Kenneth Cabrera wrote:
> I want to know if there is an easy way to obtain a Fourier Transform
> form a vector or an array (just like fft does), but with a more
> density base. I mean, if I have a vector of 512 of length, I want
> the Fourier Transform to be 1024, or 2048, etc, in length (de u
> domain). Or should I modify the fft C code to do that?
There is rarely if ever any point in calculating the discrete Fourier
transform at any more than n Frequencies (where n is the length of
the signal), because the transform at the n frequencies encodes
***all*** of the information in the original signal.

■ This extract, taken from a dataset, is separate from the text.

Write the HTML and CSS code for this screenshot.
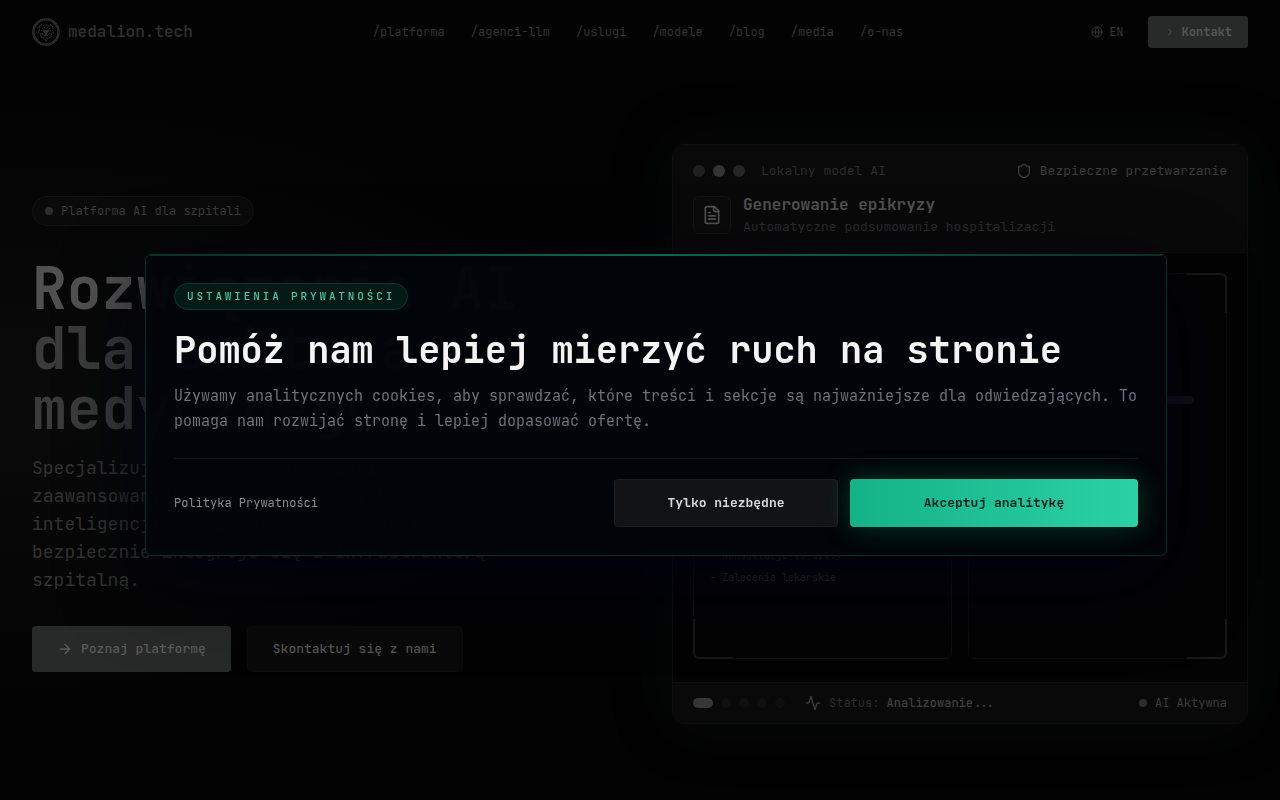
FILE: index.html
```html
<!DOCTYPE html>
<html lang="pl">
  <head>
    <meta charset="utf-8">
    <title>medalion.tech</title>
    <link rel="stylesheet" href="styles.css">
  </head>

  <body>
    <header class="navbar">
      <a class="brand" href="#">
        <svg class="brand-logo" viewBox="0 0 28 28" fill="none" stroke="currentColor">
          <circle cx="14" cy="14" r="12.6" stroke-width="2.4" />
          <circle cx="14" cy="14" r="12.6" stroke="#0c0c0c" stroke-width="0.8" stroke-dasharray="1 1" />
          <path d="M7 9l2.500-2 2 1 2.500-1.500 2.500 1.500 2-1L21 9l-.5 3 1 2-2 2-.5 3-2.500 1-2.500 3-2.500-3-2.500-1-.5-3-2-2 1-2z" stroke-width="1.2" stroke-dasharray="1.400 .8" />
          <path d="M10 10l2 1.500M18 10l-2 1.500M10 15l1.500 2M18 15l-1.500 2M12 9l1 1.500M16 9l-1 1.500M12.500 19l1.500 1.500 1.500-1.500M9 12l1 1M19 12l-1 1M12 17.500h4" stroke-width="0.9" />
          <path d="M11 12h2l1 1 1-1h2l-1 2-1 1v2h-2v-2l-1-1z" fill="currentColor" stroke-width="0.6" />
        </svg>
        <span>medalion.tech</span>
      </a>
      <nav class="nav-links">
        <a href="#">/platforma</a>
        <a href="#">/agenci-llm</a>
        <a href="#">/uslugi</a>
        <a href="#">/modele</a>
        <a href="#">/blog</a>
        <a href="#">/media</a>
        <a href="#">/o-nas</a>
      </nav>
      <div class="nav-actions">
        <button class="lang" type="button">
          <svg class="icon-12" viewBox="0 0 24 24"><circle cx="12" cy="12" r="10" /><path d="M12 2a14.500 14.500 0 0 0 0 20 14.500 14.500 0 0 0 0-20M2 12h20" /></svg>
          EN
        </button>
        <button class="contact" type="button">
          <svg class="icon-12" viewBox="0 0 24 24"><path d="m9 18 6-6-6-6" /></svg>
          Kontakt
        </button>
      </div>
    </header>

    <main class="hero">
      <section class="intro">
        <span class="tag"><i class="dot"></i>Platforma AI dla szpitali</span>
        <h1><span>Rozwiązania AI</span><br>dla sektora<br>medycznego</h1>
        <p class="lead">
          Specjalizujemy się w dostarczaniu zaawansowanych rozwiązań opartych na
          sztucznej inteligencji. Nasza platforma Medalion bezpiecznie integruje
          się z infrastrukturą szpitalną.
        </p>
        <div class="actions">
          <button class="btn btn-main" type="button">
            <svg class="icon-16" viewBox="0 0 24 24"><path d="M5 12h14M12 5l7 7-7 7" /></svg>
            Poznaj platformę
          </button>
          <button class="btn btn-ghost" type="button">Skontaktuj się z nami</button>
        </div>
      </section>

      <section class="card">
        <div class="card-head">
          <div class="card-bar">
            <i class="light"></i><i class="light light-mid"></i><i class="light light-last"></i>
            <span class="card-model">Lokalny model AI</span>
            <span class="card-safe">
              <svg class="icon-16" viewBox="0 0 24 24"><path d="M20 13c0 5-3.500 7.500-7.700 9a1 1 0 0 1-.6 0C7.500 20.500 4 18 4 13V6a1 1 0 0 1 1-1c2 0 4.500-1.200 6.200-2.700a1.200 1.200 0 0 1 1.600 0C14.500 3.800 17 5 19 5a1 1 0 0 1 1 1z" /></svg>
              Bezpieczne przetwarzanie
            </span>
          </div>
          <div class="card-title">
            <div class="card-icon">
              <svg class="icon-20" viewBox="0 0 24 24"><path d="M15 2H6a2 2 0 0 0-2 2v16a2 2 0 0 0 2 2h12a2 2 0 0 0 2-2V7zM14 2v4a2 2 0 0 0 2 2h4M10 9H8M16 13H8M16 17H8" /></svg>
            </div>
            <div>
              <h2>Generowanie epikryzy</h2>
              <p>Automatyczne podsumowanie hospitalizacji</p>
            </div>
          </div>
        </div>

        <div class="card-body">
          <div class="panel panel-docs">
            <ul>
              <li>- Konsultacje (3 szt.)</li>
              <li>- Zalecenia lekarskie</li>
            </ul>
          </div>
          <div class="panel panel-result">
            <div class="progress"></div>
          </div>
          <i class="corner corner-tr"></i>
          <i class="corner corner-bl"></i>
          <i class="corner corner-br"></i>
        </div>

        <div class="card-foot">
          <div class="steps"><i class="active"></i><i></i><i></i><i></i><i></i></div>
          <svg class="icon-16" viewBox="0 0 24 24"><path d="M22 12h-2.500a2 2 0 0 0-1.900 1.500l-2.400 8.300a.25.25 0 0 1-.5 0L9.200 2.200a.25.25 0 0 0-.5 0l-2.300 8.300A2 2 0 0 1 4.500 12H2" /></svg>
          <span class="status">Status: <b>Analizowanie...</b></span>
          <span class="online"><i class="dot"></i>AI Aktywna</span>
        </div>
      </section>
    </main>

    <div class="overlay">
      <div class="consent" role="dialog" aria-labelledby="consentTitle">
        <span class="consent-tag">USTAWIENIA PRYWATNOŚCI</span>
        <h2 id="consentTitle">Pomóż nam lepiej mierzyć ruch na stronie</h2>
        <p>
          Używamy analitycznych cookies, aby sprawdzać, które treści i sekcje są
          najważniejsze dla odwiedzających. To pomaga nam rozwijać stronę i
          lepiej dopasować ofertę.
        </p>
        <div class="consent-foot">
          <a href="#">Polityka Prywatności</a>
          <button class="consent-btn" type="button">Tylko niezbędne</button>
          <button class="consent-btn accept" type="button">Akceptuj analitykę</button>
        </div>
      </div>
    </div>
  </body>
</html>
```

FILE: styles.css
```css
* {
  box-sizing: border-box;
}

body {
  margin: 0;
  min-height: 100vh;
  background: radial-gradient(ellipse 640px 300px at 0 400px, #090a09, #030303);
  color: #333433;
  font-family: "JetBrains Mono", "DejaVu Sans Mono", "Liberation Mono", monospace;
  font-size: 13px;
  line-height: 20px;
}

h1,
h2,
p,
ul {
  margin: 0;
  padding: 0;
}

a {
  color: inherit;
  text-decoration: none;
}

button {
  font: inherit;
  cursor: pointer;
}

svg {
  flex: none;
}

.icon-12,
.icon-16,
.icon-20 {
  width: 16px;
  height: 16px;
  fill: none;
  stroke: currentColor;
  stroke-width: 2;
  stroke-linecap: round;
  stroke-linejoin: round;
}

.icon-12 {
  width: 12px;
  height: 12px;
}

.icon-20 {
  width: 20px;
  height: 20px;
}

/* navbar */
.navbar {
  display: flex;
  justify-content: space-between;
  align-items: center;
  height: 64px;
  padding: 0 32px;
  background: #030303;
  font-size: 12px;
}

.brand {
  display: flex;
  align-items: center;
  gap: 8px;
  color: #303231;
  font-size: 16px;
  font-weight: 500;
}

.brand-logo {
  width: 28px;
  height: 28px;
}

.nav-links {
  display: flex;
  gap: 26px;
}

.nav-actions {
  display: flex;
  align-items: center;
  gap: 16px;
}

.lang,
.contact {
  display: flex;
  align-items: center;
  border: 0;
}

.lang {
  gap: 6px;
  padding: 6px 8px;
  background: none;
  color: #333433;
}

.contact {
  gap: 6px;
  height: 32px;
  padding: 0 16px;
  border-radius: 4px;
  background: #282a29;
  color: #555655;
  font-weight: bold;
}

/* hero */
.hero {
  display: grid;
  grid-template-columns: 1fr 1fr;
  gap: 64px;
  align-items: center;
  padding: 80px 32px 76px;
}

.dot {
  width: 8px;
  height: 8px;
  border-radius: 50%;
  background: #2c2e2d;
}

.tag {
  display: inline-flex;
  align-items: center;
  gap: 8px;
  height: 30px;
  padding: 0 12px;
  border: 1px solid #121413;
  border-radius: 15px;
  background: #090a09;
  color: #3a3c3b;
  font-size: 12px;
  vertical-align: top;
}

.intro h1 {
  margin-top: 32px;
  color: #3a3b3a;
  font-size: 58px;
  line-height: 60px;
}

.intro h1 span {
  color: #515151;
}

.lead {
  max-width: 512px;
  margin-top: 16px;
  font-size: 18px;
  line-height: 28px;
}

.actions {
  display: flex;
  gap: 16px;
  margin-top: 32px;
}

.btn {
  display: flex;
  align-items: center;
  gap: 8px;
  height: 46px;
  padding: 0 25px;
  border: 0;
  border-radius: 4px;
  font-weight: 500;
}

.btn-main {
  background: #282a29;
  color: #5a5b5a;
}

.btn-ghost {
  border: 1px solid #0c0c0c;
  background: #090909;
  color: #555655;
}

/* product card */
.card {
  overflow: hidden;
  border: 1px solid #0d0f0e;
  border-radius: 12px;
  background: #030303;
  box-shadow: 0 0 60px rgba(14, 24, 20, 0.3);
}

.card-head {
  padding: 16px 20px 15px;
  border-bottom: 1px solid #0e0e0e;
  background: #090909;
}

.card-bar {
  display: flex;
  align-items: center;
  gap: 8px;
}

.light {
  width: 12px;
  height: 12px;
  border-radius: 50%;
  background: #1f1f1f;
}

.light-mid {
  background: #353433;
}

.light-last {
  background: #252726;
}

.card-model {
  margin-left: 8px;
  color: #2c2c2c;
}

.card-safe {
  display: flex;
  align-items: center;
  gap: 8px;
  margin-left: auto;
  color: #3a3c3b;
}

.card-title {
  display: flex;
  align-items: center;
  gap: 12px;
  margin-top: 12px;
}

.card-icon {
  display: flex;
  justify-content: center;
  align-items: center;
  width: 38px;
  height: 38px;
  border: 1px solid #151515;
  border-radius: 6px;
  background: #0b0b0b;
  color: #505150;
}

.card-title h2 {
  color: #515151;
  font-size: 16px;
  line-height: 24px;
}

.card-title p {
  color: #2c2c2c;
}

.card-body {
  position: relative;
  display: grid;
  grid-template-columns: 1fr 1fr;
  gap: 16px;
  margin: 20px 20px 23px;
}

.panel {
  min-height: 386px;
  border: 1px solid #0c0c0c;
  border-radius: 6px;
  background: #040404;
}

.panel-docs {
  display: flex;
  align-items: flex-end;
  padding: 0 16px 69px;
  border-color: #101010;
  color: #343436;
  font-size: 10px;
  line-height: 22px;
}

.panel-docs ul {
  list-style: none;
}

.panel-result {
  padding: 122px 32px;
}

.progress {
  height: 8px;
  border-radius: 4px;
  background: #121216;
}

.corner {
  position: absolute;
  width: 40px;
  height: 40px;
  border: 0 solid #181918;
}

.corner-tr {
  top: 0;
  right: 0;
  border-width: 2px 2px 0 0;
  border-radius: 0 6px 0 0;
}

.corner-bl {
  bottom: 0;
  left: 0;
  border-width: 0 0 2px 2px;
  border-radius: 0 0 0 6px;
}

.corner-br {
  right: 0;
  bottom: 0;
  border-width: 0 2px 2px 0;
  border-radius: 0 0 6px 0;
}

.card-foot {
  display: flex;
  align-items: center;
  gap: 8px;
  height: 41px;
  padding: 0 20px;
  border-top: 1px solid #0e0e0e;
  background: #090909;
  color: #3a3c3b;
  font-size: 12px;
}

.steps {
  display: flex;
  gap: 8px;
  margin-right: 12px;
}

.steps i {
  width: 10px;
  height: 10px;
  border-radius: 5px;
  background: #0f0f0f;
}

.steps .active {
  width: 20px;
  background: #353736;
}

.status {
  color: #2c2c2c;
}

.status b {
  color: #3e403f;
  font-weight: 500;
}

.online {
  display: flex;
  align-items: center;
  gap: 8px;
  margin-left: auto;
}

/* cookie consent */
.overlay {
  position: fixed;
  inset: 0;
  display: flex;
  justify-content: center;
  align-items: center;
  padding: 9px 0 0 32px;
}

.consent {
  position: relative;
  width: 82%;
  max-width: 1022px;
  padding: 28px;
  border: 1px solid #06302a;
  border-radius: 6px;
  background: rgba(1, 4, 8, 0.97);
  box-shadow: 0 24px 80px rgba(1, 1, 16, 0.9);
}

.consent::before {
  content: "";
  position: absolute;
  top: -1px;
  left: 4px;
  right: 4px;
  height: 2px;
  background: linear-gradient(90deg, #06302a, #0f6650, #06302a);
}

.consent-tag {
  display: inline-block;
  height: 27px;
  padding: 0 12px;
  border: 1px solid #063a2d;
  border-radius: 14px;
  background: #041a17;
  color: #4fc6a0;
  font-size: 11px;
  font-weight: 500;
  line-height: 25px;
  letter-spacing: 0.26em;
  vertical-align: top;
}

.consent h2 {
  margin-top: 19px;
  color: #f4f4f5;
  font-size: 37px;
  font-weight: 600;
  line-height: 42px;
}

.consent p {
  margin-top: 13px;
  color: #71717a;
  font-size: 15px;
  line-height: 25px;
}

.consent-foot {
  display: flex;
  align-items: center;
  gap: 12px;
  margin-top: 24px;
  padding-top: 20px;
  border-top: 1px solid #121519;
}

.consent-foot a {
  margin-right: auto;
  color: #8b8b92;
  font-size: 12px;
}

.consent-btn {
  height: 48px;
  min-width: 224px;
  border: 1px solid #1c1d21;
  border-radius: 4px;
  background: #121317;
  color: #d9d9dc;
  font-weight: 600;
}

.accept {
  min-width: 288px;
  border: 0;
  background: linear-gradient(90deg, #14b287, #2bd1a5);
  box-shadow: 0 0 28px rgba(16, 185, 129, 0.3);
  color: #04201c;
}
```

I.e. if you know the DFT at the Fourier frequencies omega_j, j = 0,
..., n-1 (omega_j = 2*pi*j/n, in radians per unit time) then you can
recover the original signal exactly from these values (via the
inverse DFT).
If you ***INSIST*** on calculating the DFT at a finer grid and want
to do this via the FFT, it is simple: Just pad your signal with 0s.
E.g. if your signal has length 512 and you pad with 512 0s you will
get the DFT at Fourier frequencies with denominator 1024.
Do not kid yourself that you have gained any insight into the
behaviour of your signal by so-doing however.
> If I want to modify the precision of the fft function, which
> parameter of the .Machine option do I modify, and how?
I do not believe that ``modifying the precision of the fft function''
makes any sense. In particular the question `` which parameter of
the .Machine option do I modify, and how?'' makes no sense at all as
far as I can discern. ``.Machine'' is not an ``option'' it is
an
object which provides information about the capability of the system
being used to store numerical values. You cannot modify it --- those
capabilities are what you have, and that is that.